Polestar splits from Volvo to become standalone performance brand

Cryptic post flags Volvo’s recently acquired performance sub-brand is about to reinvent itself

Polestar splits from Volvo to become standalone performance brand

POLESTAR, the former Swedish race-bred performance car developer recently bought out by Volvo, has posted a cryptic image on its Instagram account flagging the end of its close ties to Volvo-badged products.

An image has appeared on Instagram overnight showing a plain black patch and the words “The End” neatly centred. It marks the start of the transformation of Polestar from a sub-brand within the Volvo showroom to a standalone performance badge that will rely heavily on electrification. It recently appointed Thomas Ingenlath, Volvo’s design senior vice-president to head up the fledgling brand.

In mid-2015 Volvo bought Polestar Performance, which first worked with the Swedish car maker in 1996 to help develop its motorsport interests. However, Polestar will soon launch a suite of Polestar-branded cars that won’t wear a Volvo badge, as well as develop optimisation packages for Volvo’s range of cars under the Mercedes-AMG-style Polestar Engineered brand.

“Polestar will enjoy specific technological and engineering synergies with Volvo Cars and benefit from significant economies of scale as a result of its connection to Volvo,” the car maker said. “These synergies will allow it to design, develop and build world-beating electrified high-performance cars.”

The brand has flagged it will announce more details of its plans in mid-October, which may include a reveal of the brand’s first model.

Australia has been instrumental in the rise of the Polestar brand.
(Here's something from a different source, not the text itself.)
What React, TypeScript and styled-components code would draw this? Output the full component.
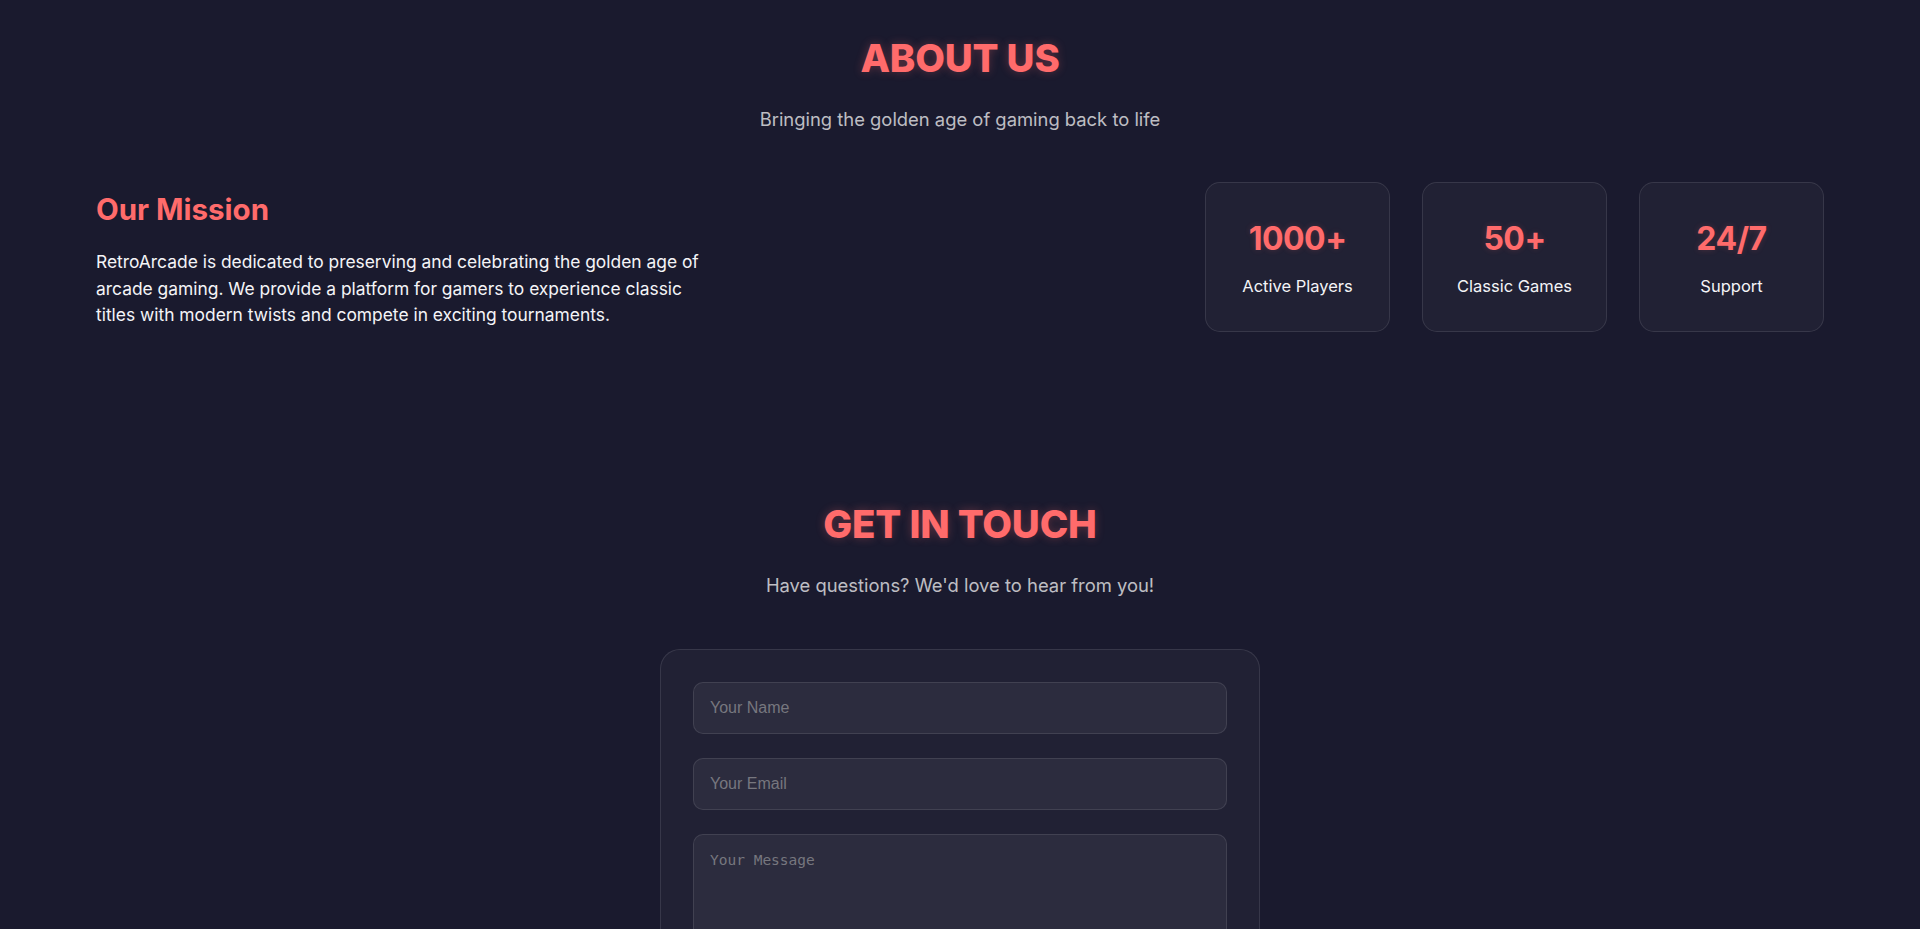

In 2010 the tuning house released a blue Polestar-badged version of the C30 small hatchback to gauge interest in a performance-honed Volvo, with Australia later picked as the first test market for the 2015 introduction of the Volvo S60 sedan and V60 Polestar wagon, a $100,000 hardcore version of the S60 T6 and V60 T6 which started with a tuned turbo six before adopting a high-boost turbo 2.0-litre four this year.

On the track, a Polestar-developed narrow-vee Yamaha V8 powered Volvo’s S60 racer in the V8 Supercars championship for several years.

Volvo plans to introduce plug-in hybrids across its range over the next few years, and introduce a battery-powered car by 2019. It projects sales of its electrified vehicles to one day account for one in every 10 of its sales globally.